Exercise instructions: Review the lines that follow and copy each one that contains the word "this".

Materials provided:
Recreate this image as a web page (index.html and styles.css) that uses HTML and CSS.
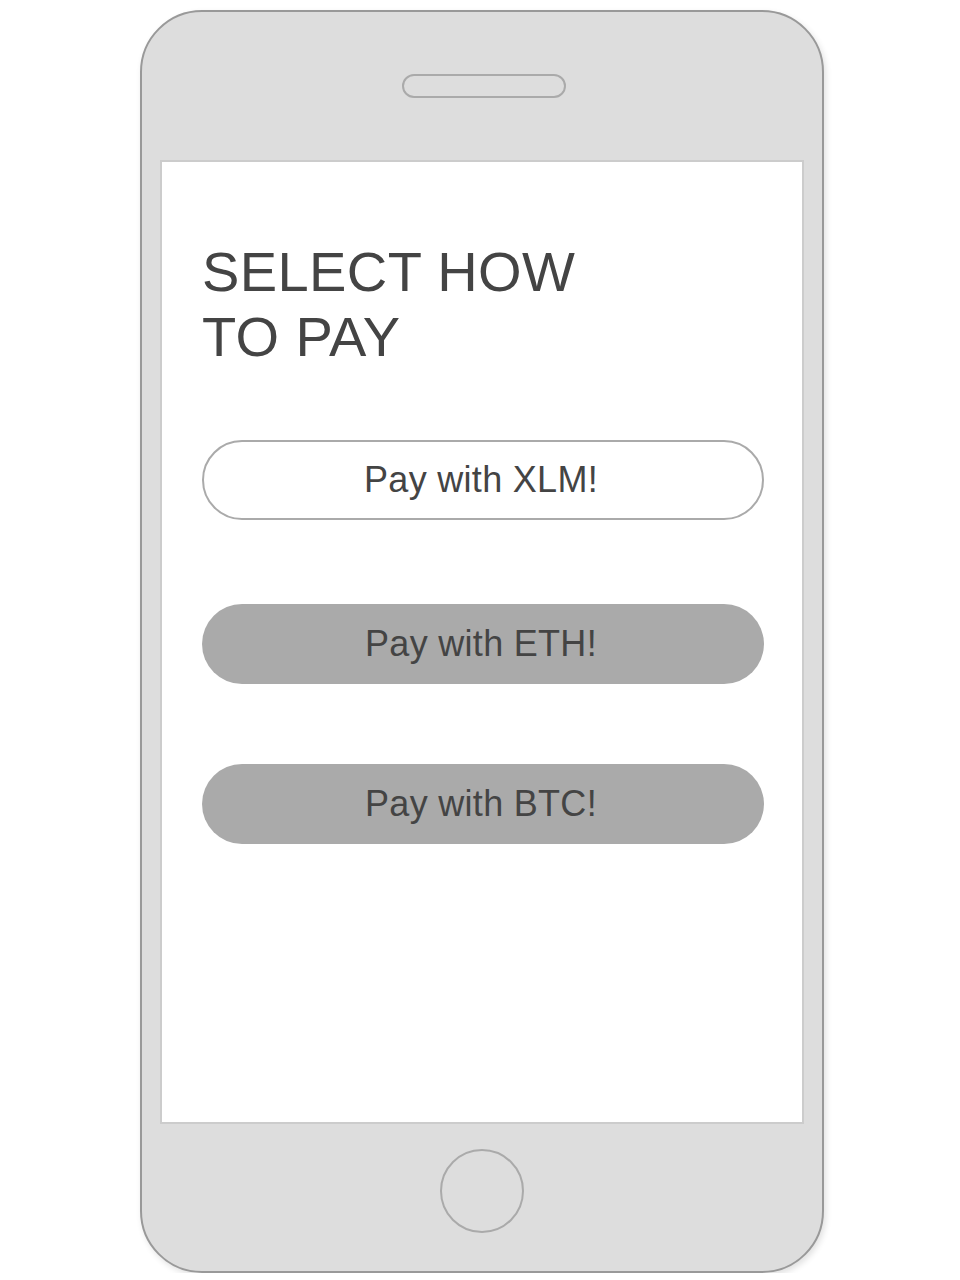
FILE: index.html
```html
<!DOCTYPE html>
<html>
<head>
<meta charset="utf-8">
<link rel="stylesheet" href="styles.css">
</head>
<body>
<div class="phone">
  <div class="speaker"></div>
  <div class="screen">
    <h1 class="title">SELECT HOW<br>TO PAY</h1>
    <div class="btn btn-outline">Pay with XLM!</div>
    <div class="btn btn-fill btn-eth">Pay with ETH!</div>
    <div class="btn btn-fill btn-btc">Pay with BTC!</div>
  </div>
  <div class="home"></div>
</div>
</body>
</html>
```
FILE: styles.css
```css
html, body {
  margin: 0;
  padding: 0;
  background: #ffffff;
}
body {
  font-family: "Liberation Sans", Arial, sans-serif;
  color: #444444;
}
.phone {
  box-sizing: border-box;
  margin: 10px 0 0 140px;
  width: 684px;
  height: 1263px;
  background: #dddddd;
  border: 2px solid #999999;
  border-radius: 62px;
  box-shadow: 2px 3px 6px rgba(0,0,0,0.12);
  display: flex;
  flex-direction: column;
  align-items: center;
  padding-top: 62px;
}
.speaker {
  box-sizing: border-box;
  width: 164px;
  height: 24px;
  border: 2px solid #aaaaaa;
  border-radius: 12px;
  margin-left: 4px;
}
.screen {
  box-sizing: border-box;
  margin-top: 62px;
  width: 644px;
  height: 964px;
  background: #ffffff;
  border: 2px solid #cccccc;
  padding: 77px 0 0 40px;
}
.title {
  margin: 0 0 71px 0;
  font-size: 56px;
  line-height: 65px;
  font-weight: normal;
  letter-spacing: 0.4px;
  color: #444444;
}
.btn {
  box-sizing: border-box;
  width: 562px;
  height: 80px;
  border-radius: 40px;
  display: flex;
  align-items: center;
  justify-content: center;
  padding-right: 4px;
  font-size: 36px;
  letter-spacing: 0.3px;
  color: #444444;
}
.btn-outline {
  border: 2px solid #aaaaaa;
  background: #ffffff;
}
.btn-fill {
  background: #aaaaaa;
}
.btn-eth {
  margin-top: 84px;
}
.btn-btc {
  margin-top: 80px;
}
.home {
  box-sizing: border-box;
  margin-top: 25px;
  width: 84px;
  height: 84px;
  border: 2px solid #aaaaaa;
  border-radius: 50%;
}
```
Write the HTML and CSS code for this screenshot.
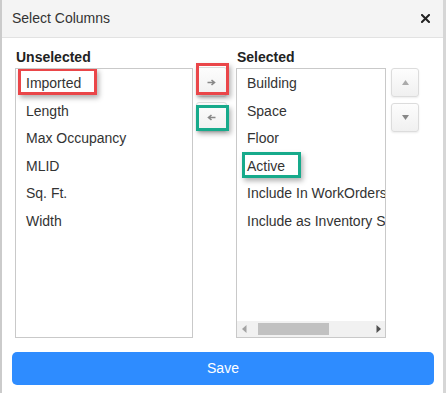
FILE: index.html
```html
<!DOCTYPE html>
<html>
<head>
<meta charset="utf-8">
<link rel="stylesheet" href="styles.css">
</head>
<body>
<div class="dialog">
  <div class="header">
    <span class="title">Select Columns</span>
    <svg class="close" width="9" height="9" viewBox="0 0 9 9"><path d="M1 1L8 8M8 1L1 8" stroke="#222" stroke-width="2" stroke-linecap="square"/></svg>
  </div>
  <div class="content">
    <div class="col col-left">
      <div class="label">Unselected</div>
      <div class="listbox">
        <div class="items">
          <div class="item">Imported<span class="mark mark-red mark-imported"></span></div>
          <div class="item">Length</div>
          <div class="item">Max Occupancy</div>
          <div class="item">MLID</div>
          <div class="item">Sq. Ft.</div>
          <div class="item">Width</div>
        </div>
      </div>
    </div>
    <div class="col col-move">
      <div class="btn btn-move">
        <svg width="9" height="7" viewBox="0 0 9 7"><path d="M0.5 3.5H7M4.5 1L7.5 3.5L4.5 6" stroke="#888" stroke-width="1.6" fill="none"/></svg>
        <span class="mark mark-red mark-btn1"></span>
      </div>
      <div class="btn btn-move">
        <svg width="9" height="7" viewBox="0 0 9 7"><path d="M8.5 3.5H2M4.5 1L1.5 3.5L4.5 6" stroke="#888" stroke-width="1.6" fill="none"/></svg>
        <span class="mark mark-green mark-btn2"></span>
      </div>
    </div>
    <div class="col col-right">
      <div class="label">Selected</div>
      <div class="listbox">
        <div class="items">
          <div class="item">Building</div>
          <div class="item">Space</div>
          <div class="item">Floor</div>
          <div class="item">Active<span class="mark mark-green mark-active"></span></div>
          <div class="item">Include In WorkOrders</div>
          <div class="item">Include as Inventory Space</div>
        </div>
        <div class="hscroll">
          <svg class="sarrow" width="5" height="8" viewBox="0 0 5 8"><path d="M4.5 0V8L0 4Z" fill="#a3a3a3"/></svg>
          <div class="track"><div class="thumb"></div></div>
          <svg class="sarrow" width="5" height="8" viewBox="0 0 5 8"><path d="M0.5 0V8L5 4Z" fill="#505050"/></svg>
        </div>
      </div>
    </div>
    <div class="col col-order">
      <div class="btn btn-order">
        <svg width="7" height="5" viewBox="0 0 7 5"><path d="M0 5H7L3.5 0Z" fill="#aaa"/></svg>
      </div>
      <div class="btn btn-order">
        <svg width="7" height="5" viewBox="0 0 7 5"><path d="M0 0H7L3.5 5Z" fill="#888"/></svg>
      </div>
    </div>
  </div>
  <div class="footer">
    <button class="save">Save</button>
  </div>
</div>
</body>
</html>
```

FILE: styles.css
```css
* { box-sizing: border-box; }
html, body { margin: 0; padding: 0; background: #fff; }
body {
  font-family: "Liberation Sans", Arial, sans-serif;
  color: #333;
  font-size: 14px;
}
.dialog {
  width: 446px;
  height: 393px;
  border-left: 2px solid #cbcbcb;
  border-right: 3px solid #d6d6d6;
  background: #fff;
}
.header {
  height: 38px;
  background: #f4f4f4;
  border-bottom: 1px solid #e2e2e2;
  display: flex;
  align-items: center;
  justify-content: space-between;
  padding: 0 13px 2px 10px;
}
.title { font-size: 14px; color: #333; }
.close { margin-top: 1px; }
.content {
  display: flex;
  padding: 10px 0 0 13px;
  height: 300px;
}
.col { display: flex; flex-direction: column; }
.label {
  font-weight: bold;
  font-size: 14px;
  height: 20px;
  line-height: 18px;
  padding-left: 1px;
  color: #222;
}
.col-left { width: 178px; }
.col-right { width: 150px; margin-left: 8px; }
.listbox {
  height: 270px;
  border: 1px solid #c9c9c9;
  display: flex;
  flex-direction: column;
  overflow: hidden;
}
.items { flex: 1; overflow: hidden; padding-top: 1px; }
.item {
  position: relative;
  height: 27.5px;
  line-height: 27.5px;
  padding-left: 10px;
  white-space: nowrap;
  color: #333;
}
.mark {
  position: absolute;
  border: 3px solid;
  box-shadow: 2px 3px 5px rgba(0,0,0,0.3);
  pointer-events: none;
}
.mark-red { border-color: #ea4649; }
.mark-green { border-color: #17aa8b; }
.mark-imported { left: 2px; top: -2px; width: 79px; height: 27px; }
.mark-active { left: 5px; top: -0.5px; width: 59px; height: 26px; }
.col-move {
  width: 35px;
  padding-top: 19px;
  padding-left: 3px;
  gap: 5px;
}
.btn {
  position: relative;
  display: flex;
  align-items: center;
  justify-content: center;
  background: linear-gradient(#fdfdfd, #f0f0f0);
  border: 1px solid #dcdcdc;
  border-radius: 3px;
  box-shadow: 0 1px 2px rgba(0,0,0,0.08);
}
.btn-move { width: 31px; height: 30px; }
.mark-btn1 { left: -1px; top: -5px; width: 33px; height: 32px; }
.mark-btn2 { left: -1px; top: 2px; width: 33px; height: 26px; }
.col-order {
  margin-left: 5px;
  padding-top: 20px;
  gap: 6px;
}
.btn-order { width: 28px; height: 29px; }
.hscroll {
  height: 16px;
  background: #f1f1f1;
  display: flex;
  align-items: center;
  padding: 0 4px 0 5px;
}
.track { flex: 1; height: 12px; padding: 0 0 0 11px; }
.thumb { width: 71px; height: 12px; background: #c1c1c1; }
.footer { padding: 14px 9px 0 10px; }
.save {
  width: 100%;
  height: 33px;
  border: none;
  border-radius: 5px;
  background: #2e8cff;
  color: #fff;
  font-family: "Liberation Sans", Arial, sans-serif;
  font-size: 14px;
  padding: 0 0 2px 0;
}
```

Written answer:
Recreate this image as a web page (index.html and styles.css) that uses HTML and CSS.
Write the HTML and CSS code for this screenshot.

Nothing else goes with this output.